— BEGIN —

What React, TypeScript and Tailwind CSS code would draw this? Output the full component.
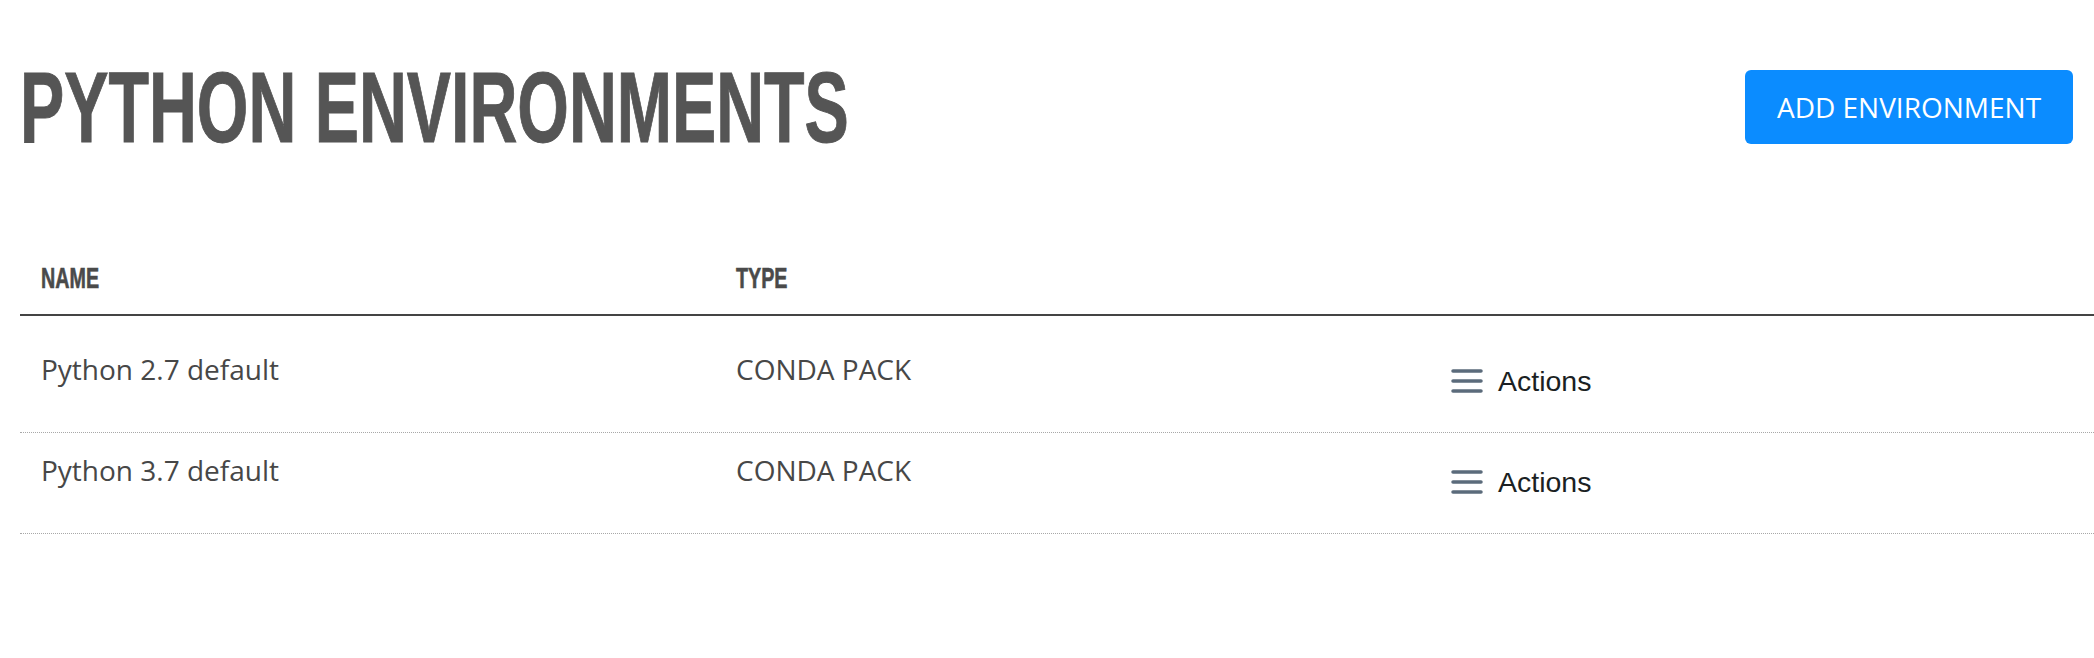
import React from 'react';

type Env = {
  name: string;
  type: string;
};

const envs: Env[] = [
  { name: 'Python 2.7 default', type: 'CONDA PACK' },
  { name: 'Python 3.7 default', type: 'CONDA PACK' },
];

const MenuIcon = () => (
  <svg width="32" height="26" viewBox="0 0 32 26" fill="none" className="shrink-0">
    <path
      d="M2 3h28M2 13h28M2 23h28"
      stroke="#5b6b7b"
      strokeWidth="3.5"
      strokeLinecap="round"
    />
  </svg>
);

const HeadCell: React.FC<{ label: string }> = ({ label }) => (
  <div className="pl-[21px]">
    <span className="inline-block origin-left scale-x-[0.68] font-['Liberation_Sans',Arial,sans-serif] text-[29px] leading-none font-bold text-[#4a4a4a] [-webkit-text-stroke:0.6px_#4a4a4a]">
      {label}
    </span>
  </div>
);

const App: React.FC = () => {
  return (
    <div className="min-h-[658px] w-full overflow-hidden bg-white">
      <div className="flex items-start justify-between pt-[57px] pr-[21px] pl-[20px]">
        <h1 className="h-[100px] whitespace-nowrap">
          <span className="inline-block origin-left scale-x-[0.663] font-['Liberation_Sans',Arial,sans-serif] text-[100px] leading-none font-bold text-[#555555] [-webkit-text-stroke:1px_#555555]">
            PYTHON ENVIRONMENTS
          </span>
        </h1>
        <button className="mt-[13px] flex h-[74px] w-[328px] items-center justify-center rounded-[6px] bg-[#0b8cff] font-['Open_Sans',sans-serif] text-[28px] text-white">
          ADD ENVIRONMENT
        </button>
      </div>

      <div className="mt-[107px] pl-[20px]">
        <div className="grid h-[52px] grid-cols-[695px_715px_1fr] border-b-2 border-[#444444]">
          <HeadCell label="NAME" />
          <HeadCell label="TYPE" />
          <div />
        </div>

        <div className="mt-[16px]">
          {envs.map((env) => (
            <div
              key={env.name}
              className="grid h-[101px] grid-cols-[695px_715px_1fr] border-b border-dotted border-[#a8a8a8]"
            >
              <div className="pt-[23px] pl-[21px] font-['Open_Sans',sans-serif] text-[28px] leading-none text-[#474747]">
                {env.name}
              </div>
              <div className="pt-[23px] pl-[21px] font-['Open_Sans',sans-serif] text-[28px] leading-none text-[#474747]">
                {env.type}
              </div>
              <div className="pt-[35px] pl-[21px]">
                <div className="flex items-center gap-[15px]">
                  <MenuIcon />
                  <span className="font-['Liberation_Sans',Arial,sans-serif] text-[28.5px] leading-none text-[#1b1f23]">
                    Actions
                  </span>
                </div>
              </div>
            </div>
          ))}
        </div>
      </div>
    </div>
  );
};

export default App;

— END —

Repeat the listing verbatim. Skip the pictures.

Result of the exercise:
What React, TypeScript and Tailwind CSS code would draw this? Output the full component.
import React from 'react';

type Env = {
  name: string;
  type: string;
};

const envs: Env[] = [
  { name: 'Python 2.7 default', type: 'CONDA PACK' },
  { name: 'Python 3.7 default', type: 'CONDA PACK' },
];

const MenuIcon = () => (
  <svg width="32" height="26" viewBox="0 0 32 26" fill="none" className="shrink-0">
    <path
      d="M2 3h28M2 13h28M2 23h28"
      stroke="#5b6b7b"
      strokeWidth="3.5"
      strokeLinecap="round"
    />
  </svg>
);

const HeadCell: React.FC<{ label: string }> = ({ label }) => (
  <div className="pl-[21px]">
    <span className="inline-block origin-left scale-x-[0.68] font-['Liberation_Sans',Arial,sans-serif] text-[29px] leading-none font-bold text-[#4a4a4a] [-webkit-text-stroke:0.6px_#4a4a4a]">
      {label}
    </span>
  </div>
);

const App: React.FC = () => {
  return (
    <div className="min-h-[658px] w-full overflow-hidden bg-white">
      <div className="flex items-start justify-between pt-[57px] pr-[21px] pl-[20px]">
        <h1 className="h-[100px] whitespace-nowrap">
          <span className="inline-block origin-left scale-x-[0.663] font-['Liberation_Sans',Arial,sans-serif] text-[100px] leading-none font-bold text-[#555555] [-webkit-text-stroke:1px_#555555]">
            PYTHON ENVIRONMENTS
          </span>
        </h1>
        <button className="mt-[13px] flex h-[74px] w-[328px] items-center justify-center rounded-[6px] bg-[#0b8cff] font-['Open_Sans',sans-serif] text-[28px] text-white">
          ADD ENVIRONMENT
        </button>
      </div>

      <div className="mt-[107px] pl-[20px]">
        <div className="grid h-[52px] grid-cols-[695px_715px_1fr] border-b-2 border-[#444444]">
          <HeadCell label="NAME" />
          <HeadCell label="TYPE" />
          <div />
        </div>

        <div className="mt-[16px]">
          {envs.map((env) => (
            <div
              key={env.name}
              className="grid h-[101px] grid-cols-[695px_715px_1fr] border-b border-dotted border-[#a8a8a8]"
            >
              <div className="pt-[23px] pl-[21px] font-['Open_Sans',sans-serif] text-[28px] leading-none text-[#474747]">
                {env.name}
              </div>
              <div className="pt-[23px] pl-[21px] font-['Open_Sans',sans-serif] text-[28px] leading-none text-[#474747]">
                {env.type}
              </div>
              <div className="pt-[35px] pl-[21px]">
                <div className="flex items-center gap-[15px]">
                  <MenuIcon />
                  <span className="font-['Liberation_Sans',Arial,sans-serif] text-[28.5px] leading-none text-[#1b1f23]">
                    Actions
                  </span>
                </div>
              </div>
            </div>
          ))}
        </div>
      </div>
    </div>
  );
};

export default App;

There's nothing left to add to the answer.